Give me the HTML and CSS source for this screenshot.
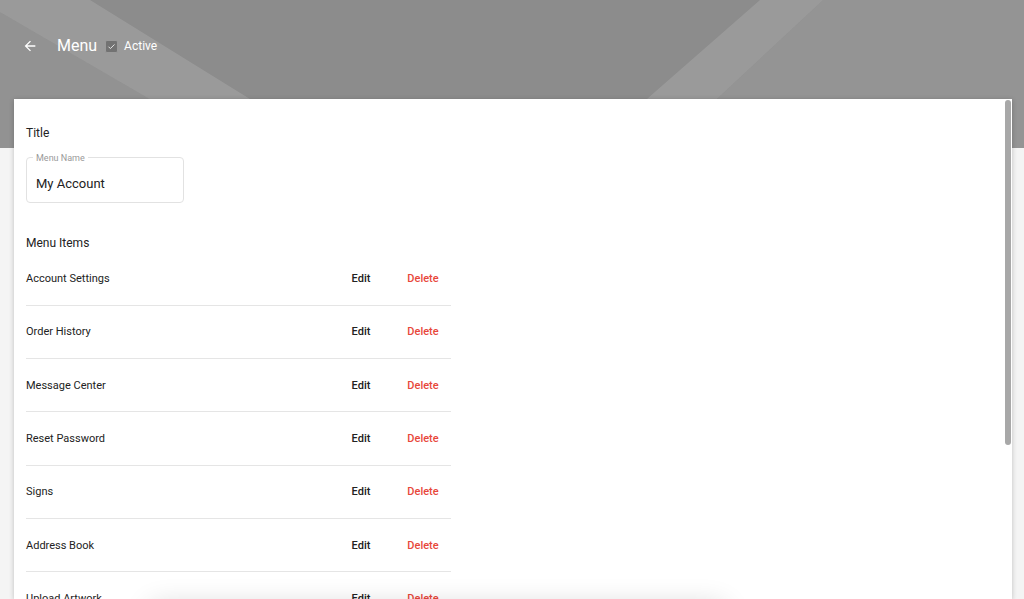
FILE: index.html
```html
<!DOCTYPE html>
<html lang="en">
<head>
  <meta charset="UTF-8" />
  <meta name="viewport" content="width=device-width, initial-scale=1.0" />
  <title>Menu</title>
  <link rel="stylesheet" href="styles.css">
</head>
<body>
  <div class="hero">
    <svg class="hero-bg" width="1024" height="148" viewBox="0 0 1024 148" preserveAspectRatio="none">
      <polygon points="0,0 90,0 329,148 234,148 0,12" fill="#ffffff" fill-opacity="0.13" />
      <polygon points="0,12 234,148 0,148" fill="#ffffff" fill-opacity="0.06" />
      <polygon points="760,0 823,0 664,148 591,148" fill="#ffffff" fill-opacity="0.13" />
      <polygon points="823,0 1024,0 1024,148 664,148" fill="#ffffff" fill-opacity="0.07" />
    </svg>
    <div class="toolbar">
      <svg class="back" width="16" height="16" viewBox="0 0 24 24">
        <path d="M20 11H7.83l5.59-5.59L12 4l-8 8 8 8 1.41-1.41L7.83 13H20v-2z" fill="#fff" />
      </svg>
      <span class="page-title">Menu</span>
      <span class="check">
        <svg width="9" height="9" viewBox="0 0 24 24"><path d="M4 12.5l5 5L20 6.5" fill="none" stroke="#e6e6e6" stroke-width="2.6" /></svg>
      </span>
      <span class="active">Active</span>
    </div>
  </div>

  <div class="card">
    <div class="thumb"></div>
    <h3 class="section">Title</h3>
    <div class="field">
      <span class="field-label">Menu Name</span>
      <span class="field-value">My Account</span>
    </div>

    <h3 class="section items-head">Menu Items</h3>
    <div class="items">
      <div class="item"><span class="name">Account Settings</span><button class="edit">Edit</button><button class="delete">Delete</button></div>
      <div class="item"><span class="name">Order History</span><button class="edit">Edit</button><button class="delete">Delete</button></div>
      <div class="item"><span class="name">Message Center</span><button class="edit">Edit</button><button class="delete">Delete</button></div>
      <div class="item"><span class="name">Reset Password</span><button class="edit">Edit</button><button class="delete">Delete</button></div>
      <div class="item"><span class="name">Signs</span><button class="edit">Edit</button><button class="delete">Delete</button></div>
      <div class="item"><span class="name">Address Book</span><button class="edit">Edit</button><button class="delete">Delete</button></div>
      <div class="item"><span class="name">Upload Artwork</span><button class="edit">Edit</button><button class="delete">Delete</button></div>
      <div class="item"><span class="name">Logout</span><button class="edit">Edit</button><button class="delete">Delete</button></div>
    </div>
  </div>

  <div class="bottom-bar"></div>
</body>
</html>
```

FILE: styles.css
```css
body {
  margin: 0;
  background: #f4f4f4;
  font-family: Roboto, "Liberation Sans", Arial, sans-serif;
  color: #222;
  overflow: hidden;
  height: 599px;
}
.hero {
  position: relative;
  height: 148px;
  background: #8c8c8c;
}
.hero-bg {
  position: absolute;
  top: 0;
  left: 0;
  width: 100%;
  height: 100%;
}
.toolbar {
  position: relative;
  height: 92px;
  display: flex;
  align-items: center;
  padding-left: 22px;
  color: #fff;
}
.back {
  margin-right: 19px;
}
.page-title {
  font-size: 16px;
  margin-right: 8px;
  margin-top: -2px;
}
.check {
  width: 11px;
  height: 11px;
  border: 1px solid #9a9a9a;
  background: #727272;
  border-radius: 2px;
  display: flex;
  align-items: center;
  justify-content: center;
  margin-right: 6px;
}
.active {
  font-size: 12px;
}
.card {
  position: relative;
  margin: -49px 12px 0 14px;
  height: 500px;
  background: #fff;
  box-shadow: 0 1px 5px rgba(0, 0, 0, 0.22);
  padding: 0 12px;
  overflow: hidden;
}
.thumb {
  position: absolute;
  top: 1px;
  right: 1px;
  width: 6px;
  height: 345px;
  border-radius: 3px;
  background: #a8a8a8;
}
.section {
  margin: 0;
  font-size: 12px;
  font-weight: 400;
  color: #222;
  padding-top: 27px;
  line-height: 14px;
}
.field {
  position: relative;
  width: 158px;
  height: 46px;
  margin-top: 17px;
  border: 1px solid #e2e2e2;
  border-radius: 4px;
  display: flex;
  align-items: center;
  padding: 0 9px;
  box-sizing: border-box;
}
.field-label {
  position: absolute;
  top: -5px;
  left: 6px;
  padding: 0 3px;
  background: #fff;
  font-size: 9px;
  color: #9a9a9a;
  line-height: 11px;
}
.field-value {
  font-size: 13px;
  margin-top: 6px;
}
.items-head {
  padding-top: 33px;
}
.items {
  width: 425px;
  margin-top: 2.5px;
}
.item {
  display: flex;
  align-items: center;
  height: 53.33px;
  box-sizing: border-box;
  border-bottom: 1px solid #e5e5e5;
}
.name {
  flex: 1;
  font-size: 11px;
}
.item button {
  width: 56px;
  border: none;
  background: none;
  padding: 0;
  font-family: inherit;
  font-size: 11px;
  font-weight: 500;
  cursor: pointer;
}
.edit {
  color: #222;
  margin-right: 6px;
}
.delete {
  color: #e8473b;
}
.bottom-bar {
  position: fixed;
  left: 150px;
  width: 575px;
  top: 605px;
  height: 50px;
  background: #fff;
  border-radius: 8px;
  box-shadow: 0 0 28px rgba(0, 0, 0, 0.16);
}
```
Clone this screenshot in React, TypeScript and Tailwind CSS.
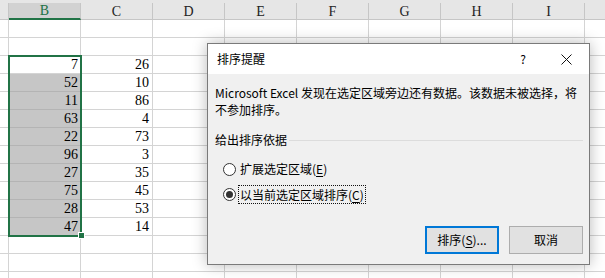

____________

> Work to be completed: Give back all entries exactly. No pictures belong in the copy.

> Task result:
Give me the HTML and CSS source for this screenshot.
FILE: index.html
```html
<!DOCTYPE html>
<html lang="en">
<head>
  <meta charset="UTF-8" />
  <meta name="viewport" content="width=device-width, initial-scale=1.0" />
  <title>Menu</title>
  <link rel="stylesheet" href="styles.css">
</head>
<body>
  <div class="hero">
    <svg class="hero-bg" width="1024" height="148" viewBox="0 0 1024 148" preserveAspectRatio="none">
      <polygon points="0,0 90,0 329,148 234,148 0,12" fill="#ffffff" fill-opacity="0.13" />
      <polygon points="0,12 234,148 0,148" fill="#ffffff" fill-opacity="0.06" />
      <polygon points="760,0 823,0 664,148 591,148" fill="#ffffff" fill-opacity="0.13" />
      <polygon points="823,0 1024,0 1024,148 664,148" fill="#ffffff" fill-opacity="0.07" />
    </svg>
    <div class="toolbar">
      <svg class="back" width="16" height="16" viewBox="0 0 24 24">
        <path d="M20 11H7.83l5.59-5.59L12 4l-8 8 8 8 1.41-1.41L7.83 13H20v-2z" fill="#fff" />
      </svg>
      <span class="page-title">Menu</span>
      <span class="check">
        <svg width="9" height="9" viewBox="0 0 24 24"><path d="M4 12.5l5 5L20 6.5" fill="none" stroke="#e6e6e6" stroke-width="2.6" /></svg>
      </span>
      <span class="active">Active</span>
    </div>
  </div>

  <div class="card">
    <div class="thumb"></div>
    <h3 class="section">Title</h3>
    <div class="field">
      <span class="field-label">Menu Name</span>
      <span class="field-value">My Account</span>
    </div>

    <h3 class="section items-head">Menu Items</h3>
    <div class="items">
      <div class="item"><span class="name">Account Settings</span><button class="edit">Edit</button><button class="delete">Delete</button></div>
      <div class="item"><span class="name">Order History</span><button class="edit">Edit</button><button class="delete">Delete</button></div>
      <div class="item"><span class="name">Message Center</span><button class="edit">Edit</button><button class="delete">Delete</button></div>
      <div class="item"><span class="name">Reset Password</span><button class="edit">Edit</button><button class="delete">Delete</button></div>
      <div class="item"><span class="name">Signs</span><button class="edit">Edit</button><button class="delete">Delete</button></div>
      <div class="item"><span class="name">Address Book</span><button class="edit">Edit</button><button class="delete">Delete</button></div>
      <div class="item"><span class="name">Upload Artwork</span><button class="edit">Edit</button><button class="delete">Delete</button></div>
      <div class="item"><span class="name">Logout</span><button class="edit">Edit</button><button class="delete">Delete</button></div>
    </div>
  </div>

  <div class="bottom-bar"></div>
</body>
</html>
```

FILE: styles.css
```css
body {
  margin: 0;
  background: #f4f4f4;
  font-family: Roboto, "Liberation Sans", Arial, sans-serif;
  color: #222;
  overflow: hidden;
  height: 599px;
}
.hero {
  position: relative;
  height: 148px;
  background: #8c8c8c;
}
.hero-bg {
  position: absolute;
  top: 0;
  left: 0;
  width: 100%;
  height: 100%;
}
.toolbar {
  position: relative;
  height: 92px;
  display: flex;
  align-items: center;
  padding-left: 22px;
  color: #fff;
}
.back {
  margin-right: 19px;
}
.page-title {
  font-size: 16px;
  margin-right: 8px;
  margin-top: -2px;
}
.check {
  width: 11px;
  height: 11px;
  border: 1px solid #9a9a9a;
  background: #727272;
  border-radius: 2px;
  display: flex;
  align-items: center;
  justify-content: center;
  margin-right: 6px;
}
.active {
  font-size: 12px;
}
.card {
  position: relative;
  margin: -49px 12px 0 14px;
  height: 500px;
  background: #fff;
  box-shadow: 0 1px 5px rgba(0, 0, 0, 0.22);
  padding: 0 12px;
  overflow: hidden;
}
.thumb {
  position: absolute;
  top: 1px;
  right: 1px;
  width: 6px;
  height: 345px;
  border-radius: 3px;
  background: #a8a8a8;
}
.section {
  margin: 0;
  font-size: 12px;
  font-weight: 400;
  color: #222;
  padding-top: 27px;
  line-height: 14px;
}
.field {
  position: relative;
  width: 158px;
  height: 46px;
  margin-top: 17px;
  border: 1px solid #e2e2e2;
  border-radius: 4px;
  display: flex;
  align-items: center;
  padding: 0 9px;
  box-sizing: border-box;
}
.field-label {
  position: absolute;
  top: -5px;
  left: 6px;
  padding: 0 3px;
  background: #fff;
  font-size: 9px;
  color: #9a9a9a;
  line-height: 11px;
}
.field-value {
  font-size: 13px;
  margin-top: 6px;
}
.items-head {
  padding-top: 33px;
}
.items {
  width: 425px;
  margin-top: 2.5px;
}
.item {
  display: flex;
  align-items: center;
  height: 53.33px;
  box-sizing: border-box;
  border-bottom: 1px solid #e5e5e5;
}
.name {
  flex: 1;
  font-size: 11px;
}
.item button {
  width: 56px;
  border: none;
  background: none;
  padding: 0;
  font-family: inherit;
  font-size: 11px;
  font-weight: 500;
  cursor: pointer;
}
.edit {
  color: #222;
  margin-right: 6px;
}
.delete {
  color: #e8473b;
}
.bottom-bar {
  position: fixed;
  left: 150px;
  width: 575px;
  top: 605px;
  height: 50px;
  background: #fff;
  border-radius: 8px;
  box-shadow: 0 0 28px rgba(0, 0, 0, 0.16);
}
```
Clone this screenshot in React, TypeScript and Tailwind CSS.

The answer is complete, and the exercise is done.